Give the data below again exactly as written, without its pictures.

________

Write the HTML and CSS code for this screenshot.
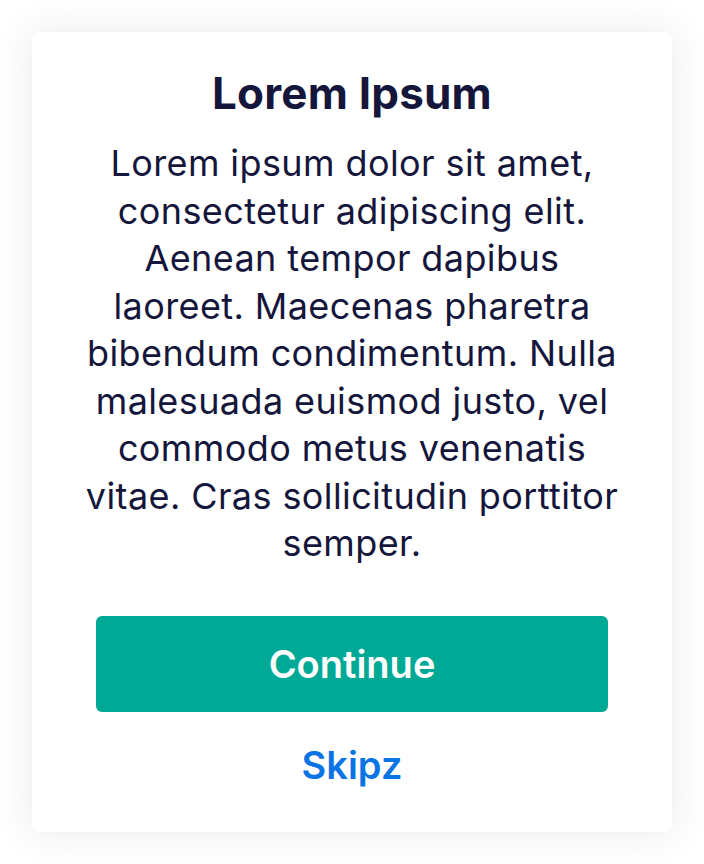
FILE: index.html
```html
<!DOCTYPE html>
<html lang="en">
<head>
<meta charset="utf-8">
<title>Lorem Ipsum</title>
<link rel="stylesheet" href="styles.css">
</head>
<body>
<div class="page">
  <div class="card">
    <h1 class="title">Lorem Ipsum</h1>
    <p class="body">Lorem ipsum dolor sit amet, consectetur adipiscing elit. Aenean tempor dapibus laoreet. Maecenas pharetra bibendum condimentum. Nulla malesuada euismod justo, vel commodo metus venenatis vitae. Cras sollicitudin porttitor semper.</p>
    <button class="primary">Continue</button>
    <a class="skip" href="#">Skipz</a>
  </div>
</div>
</body>
</html>
```
FILE: styles.css
```css
html, body {
  margin: 0;
  padding: 0;
  background: #ffffff;
}
.page {
  padding: 32px;
  font-family: Inter, "Noto Sans", sans-serif;
}
.card {
  box-sizing: border-box;
  width: 640px;
  height: 800px;
  background: #ffffff;
  border-radius: 8px;
  box-shadow: 0 0 40px rgba(40, 40, 70, 0.10);
  padding: 36px 48px 0;
  display: flex;
  flex-direction: column;
  align-items: center;
  color: #15163b;
}
.title {
  margin: 0;
  font-size: 44px;
  line-height: 50px;
  font-weight: 700;
  letter-spacing: 0.2px;
  text-align: center;
}
.body {
  margin: 22px 0 0;
  font-size: 36px;
  line-height: 47.5px;
  font-weight: 400;
  letter-spacing: 0.4px;
  text-align: center;
}
.primary {
  margin-top: 48px;
  width: 512px;
  height: 96px;
  border: none;
  border-radius: 6px;
  background: #00a896;
  color: #ffffff;
  font-family: inherit;
  font-size: 38px;
  font-weight: 600;
}
.skip {
  margin-top: 29px;
  font-size: 38px;
  line-height: 48px;
  font-weight: 600;
  color: #0b74e5;
  text-decoration: none;
}
```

________

▶ [Worked solution]
Write the HTML and CSS code for this screenshot.
FILE: index.html
```html
<!DOCTYPE html>
<html lang="en">
<head>
<meta charset="utf-8">
<title>Lorem Ipsum</title>
<link rel="stylesheet" href="styles.css">
</head>
<body>
<div class="page">
  <div class="card">
    <h1 class="title">Lorem Ipsum</h1>
    <p class="body">Lorem ipsum dolor sit amet, consectetur adipiscing elit. Aenean tempor dapibus laoreet. Maecenas pharetra bibendum condimentum. Nulla malesuada euismod justo, vel commodo metus venenatis vitae. Cras sollicitudin porttitor semper.</p>
    <button class="primary">Continue</button>
    <a class="skip" href="#">Skipz</a>
  </div>
</div>
</body>
</html>
```
FILE: styles.css
```css
html, body {
  margin: 0;
  padding: 0;
  background: #ffffff;
}
.page {
  padding: 32px;
  font-family: Inter, "Noto Sans", sans-serif;
}
.card {
  box-sizing: border-box;
  width: 640px;
  height: 800px;
  background: #ffffff;
  border-radius: 8px;
  box-shadow: 0 0 40px rgba(40, 40, 70, 0.10);
  padding: 36px 48px 0;
  display: flex;
  flex-direction: column;
  align-items: center;
  color: #15163b;
}
.title {
  margin: 0;
  font-size: 44px;
  line-height: 50px;
  font-weight: 700;
  letter-spacing: 0.2px;
  text-align: center;
}
.body {
  margin: 22px 0 0;
  font-size: 36px;
  line-height: 47.5px;
  font-weight: 400;
  letter-spacing: 0.4px;
  text-align: center;
}
.primary {
  margin-top: 48px;
  width: 512px;
  height: 96px;
  border: none;
  border-radius: 6px;
  background: #00a896;
  color: #ffffff;
  font-family: inherit;
  font-size: 38px;
  font-weight: 600;
}
.skip {
  margin-top: 29px;
  font-size: 38px;
  line-height: 48px;
  font-weight: 600;
  color: #0b74e5;
  text-decoration: none;
}
```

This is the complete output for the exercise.